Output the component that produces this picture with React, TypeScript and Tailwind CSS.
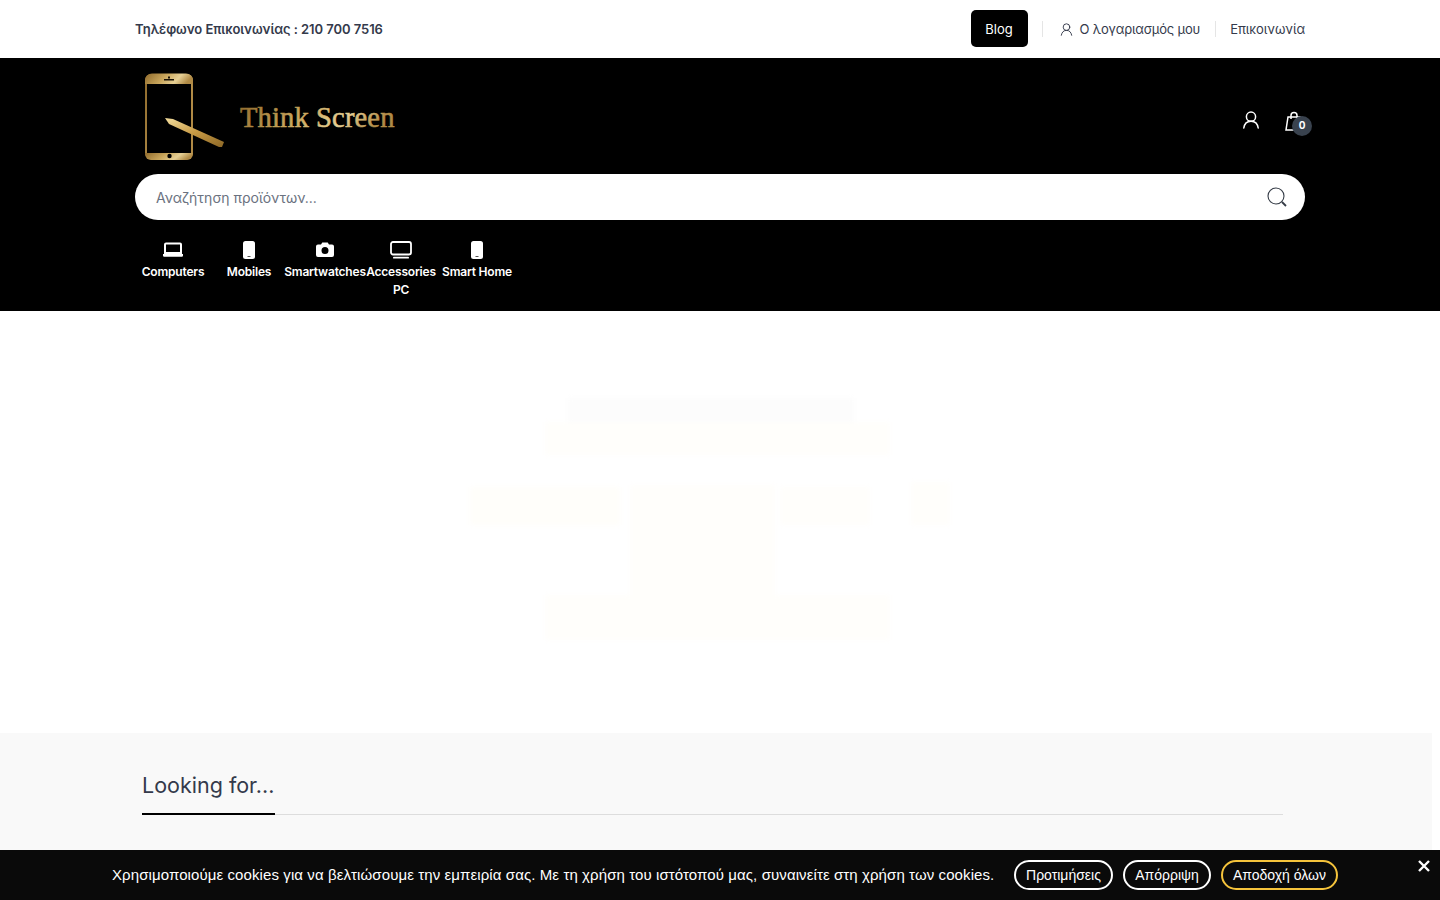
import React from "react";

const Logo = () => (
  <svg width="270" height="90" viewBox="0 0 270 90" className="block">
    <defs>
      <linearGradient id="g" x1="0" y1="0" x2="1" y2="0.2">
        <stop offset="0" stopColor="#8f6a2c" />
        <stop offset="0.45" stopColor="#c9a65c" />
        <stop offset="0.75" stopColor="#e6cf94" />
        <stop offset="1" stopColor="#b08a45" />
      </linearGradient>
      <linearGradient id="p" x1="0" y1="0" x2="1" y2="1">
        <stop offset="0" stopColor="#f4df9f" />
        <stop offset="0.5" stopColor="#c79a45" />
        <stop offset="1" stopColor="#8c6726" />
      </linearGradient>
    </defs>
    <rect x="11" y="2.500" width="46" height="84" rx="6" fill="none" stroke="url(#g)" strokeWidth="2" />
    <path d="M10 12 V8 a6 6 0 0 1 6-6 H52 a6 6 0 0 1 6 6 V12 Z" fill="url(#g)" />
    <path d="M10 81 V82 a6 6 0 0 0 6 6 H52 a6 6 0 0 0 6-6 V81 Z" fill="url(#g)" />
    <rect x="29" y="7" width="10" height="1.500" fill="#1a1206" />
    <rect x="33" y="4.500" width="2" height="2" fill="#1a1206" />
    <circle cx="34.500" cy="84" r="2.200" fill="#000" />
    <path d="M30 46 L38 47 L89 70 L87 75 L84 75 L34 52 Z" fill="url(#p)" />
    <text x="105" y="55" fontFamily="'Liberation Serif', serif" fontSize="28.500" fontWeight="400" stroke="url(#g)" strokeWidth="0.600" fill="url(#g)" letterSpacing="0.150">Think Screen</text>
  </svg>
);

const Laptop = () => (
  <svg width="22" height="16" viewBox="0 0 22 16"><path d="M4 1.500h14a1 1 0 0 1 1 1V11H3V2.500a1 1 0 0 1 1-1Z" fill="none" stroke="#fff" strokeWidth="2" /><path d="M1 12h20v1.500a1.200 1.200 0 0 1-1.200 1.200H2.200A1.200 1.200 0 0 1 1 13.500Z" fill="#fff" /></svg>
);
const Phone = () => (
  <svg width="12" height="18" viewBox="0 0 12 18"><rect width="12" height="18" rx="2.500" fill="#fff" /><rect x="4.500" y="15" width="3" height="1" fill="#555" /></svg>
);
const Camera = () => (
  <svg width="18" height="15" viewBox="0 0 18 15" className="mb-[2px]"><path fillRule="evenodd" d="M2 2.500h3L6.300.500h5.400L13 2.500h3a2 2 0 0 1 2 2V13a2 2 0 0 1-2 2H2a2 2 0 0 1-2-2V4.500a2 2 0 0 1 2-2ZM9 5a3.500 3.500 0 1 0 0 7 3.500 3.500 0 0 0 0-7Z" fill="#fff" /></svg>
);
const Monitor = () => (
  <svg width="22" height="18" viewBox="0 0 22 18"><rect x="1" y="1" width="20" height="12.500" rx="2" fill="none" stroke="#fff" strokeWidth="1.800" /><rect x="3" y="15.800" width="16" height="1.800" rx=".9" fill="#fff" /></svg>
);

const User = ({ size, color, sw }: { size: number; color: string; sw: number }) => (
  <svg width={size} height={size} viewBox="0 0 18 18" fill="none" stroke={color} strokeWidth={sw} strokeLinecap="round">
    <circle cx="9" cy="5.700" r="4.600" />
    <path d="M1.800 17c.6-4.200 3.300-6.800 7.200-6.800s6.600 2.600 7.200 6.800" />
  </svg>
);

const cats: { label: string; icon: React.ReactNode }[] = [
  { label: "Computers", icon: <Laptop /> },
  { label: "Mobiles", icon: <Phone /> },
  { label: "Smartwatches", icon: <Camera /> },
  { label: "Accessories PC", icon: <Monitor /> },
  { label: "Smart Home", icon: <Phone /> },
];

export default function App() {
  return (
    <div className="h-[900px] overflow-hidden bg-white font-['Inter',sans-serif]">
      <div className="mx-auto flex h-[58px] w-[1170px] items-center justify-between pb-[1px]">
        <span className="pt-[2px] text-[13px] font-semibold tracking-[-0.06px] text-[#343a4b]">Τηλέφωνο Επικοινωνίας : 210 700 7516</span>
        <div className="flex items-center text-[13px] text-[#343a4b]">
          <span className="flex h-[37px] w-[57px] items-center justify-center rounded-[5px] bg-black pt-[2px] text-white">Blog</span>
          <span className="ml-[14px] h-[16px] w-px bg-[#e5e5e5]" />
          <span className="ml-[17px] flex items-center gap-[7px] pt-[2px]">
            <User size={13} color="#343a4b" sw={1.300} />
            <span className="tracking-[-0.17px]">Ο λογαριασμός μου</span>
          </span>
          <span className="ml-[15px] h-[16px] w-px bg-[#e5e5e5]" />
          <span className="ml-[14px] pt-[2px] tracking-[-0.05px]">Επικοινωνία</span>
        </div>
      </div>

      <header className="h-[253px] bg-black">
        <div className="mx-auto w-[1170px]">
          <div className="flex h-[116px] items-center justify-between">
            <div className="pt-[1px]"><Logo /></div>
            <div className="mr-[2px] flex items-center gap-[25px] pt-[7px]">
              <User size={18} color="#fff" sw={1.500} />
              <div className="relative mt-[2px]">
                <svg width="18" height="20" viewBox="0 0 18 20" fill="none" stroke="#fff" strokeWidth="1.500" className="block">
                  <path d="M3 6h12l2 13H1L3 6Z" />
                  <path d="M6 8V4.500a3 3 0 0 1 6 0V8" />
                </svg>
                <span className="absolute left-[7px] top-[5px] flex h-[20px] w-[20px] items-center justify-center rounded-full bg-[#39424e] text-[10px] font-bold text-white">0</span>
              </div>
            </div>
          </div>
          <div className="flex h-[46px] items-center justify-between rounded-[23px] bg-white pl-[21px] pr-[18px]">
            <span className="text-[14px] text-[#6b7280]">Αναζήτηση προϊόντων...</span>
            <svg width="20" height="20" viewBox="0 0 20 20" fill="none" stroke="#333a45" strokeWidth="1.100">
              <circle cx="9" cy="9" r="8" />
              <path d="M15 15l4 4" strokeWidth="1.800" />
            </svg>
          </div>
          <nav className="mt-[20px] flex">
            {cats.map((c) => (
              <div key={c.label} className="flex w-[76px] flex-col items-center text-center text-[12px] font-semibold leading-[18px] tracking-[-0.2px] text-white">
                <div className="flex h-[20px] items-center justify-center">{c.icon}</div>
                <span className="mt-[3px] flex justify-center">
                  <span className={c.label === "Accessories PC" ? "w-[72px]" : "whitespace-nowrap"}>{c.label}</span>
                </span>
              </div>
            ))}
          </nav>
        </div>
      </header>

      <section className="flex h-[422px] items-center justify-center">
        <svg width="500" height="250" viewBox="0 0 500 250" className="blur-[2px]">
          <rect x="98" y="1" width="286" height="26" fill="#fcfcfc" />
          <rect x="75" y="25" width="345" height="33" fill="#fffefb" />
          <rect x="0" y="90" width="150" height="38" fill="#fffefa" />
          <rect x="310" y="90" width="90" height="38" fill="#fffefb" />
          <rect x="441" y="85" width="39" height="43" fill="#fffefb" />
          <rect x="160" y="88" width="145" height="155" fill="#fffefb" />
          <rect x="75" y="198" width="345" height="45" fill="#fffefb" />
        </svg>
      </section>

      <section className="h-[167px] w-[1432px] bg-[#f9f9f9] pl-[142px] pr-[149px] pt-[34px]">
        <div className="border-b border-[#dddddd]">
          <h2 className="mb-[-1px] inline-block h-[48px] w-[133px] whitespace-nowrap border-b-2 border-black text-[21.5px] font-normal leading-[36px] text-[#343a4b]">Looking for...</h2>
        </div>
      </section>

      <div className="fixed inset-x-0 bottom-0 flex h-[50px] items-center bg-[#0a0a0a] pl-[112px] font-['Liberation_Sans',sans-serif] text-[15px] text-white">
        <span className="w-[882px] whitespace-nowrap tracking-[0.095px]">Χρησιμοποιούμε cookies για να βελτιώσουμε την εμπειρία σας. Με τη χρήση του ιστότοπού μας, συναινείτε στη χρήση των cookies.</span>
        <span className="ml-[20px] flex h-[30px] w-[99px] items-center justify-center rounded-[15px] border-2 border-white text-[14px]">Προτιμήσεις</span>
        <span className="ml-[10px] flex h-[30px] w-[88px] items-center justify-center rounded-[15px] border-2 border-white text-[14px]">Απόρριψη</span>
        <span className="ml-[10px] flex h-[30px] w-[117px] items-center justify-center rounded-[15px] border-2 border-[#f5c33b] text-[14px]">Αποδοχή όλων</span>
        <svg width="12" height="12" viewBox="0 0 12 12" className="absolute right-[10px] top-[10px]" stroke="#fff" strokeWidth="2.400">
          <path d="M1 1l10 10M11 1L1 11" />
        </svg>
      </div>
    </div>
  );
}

○ ○ ○ ○

■ **WRITTEN PROBLEM**
From the first line above down to the line with "import React from", reproduce every line and no others, omitting pictures.

■ **FULL OUTPUT**
Output the component that produces this picture with React, TypeScript and Tailwind CSS.
import React from "react";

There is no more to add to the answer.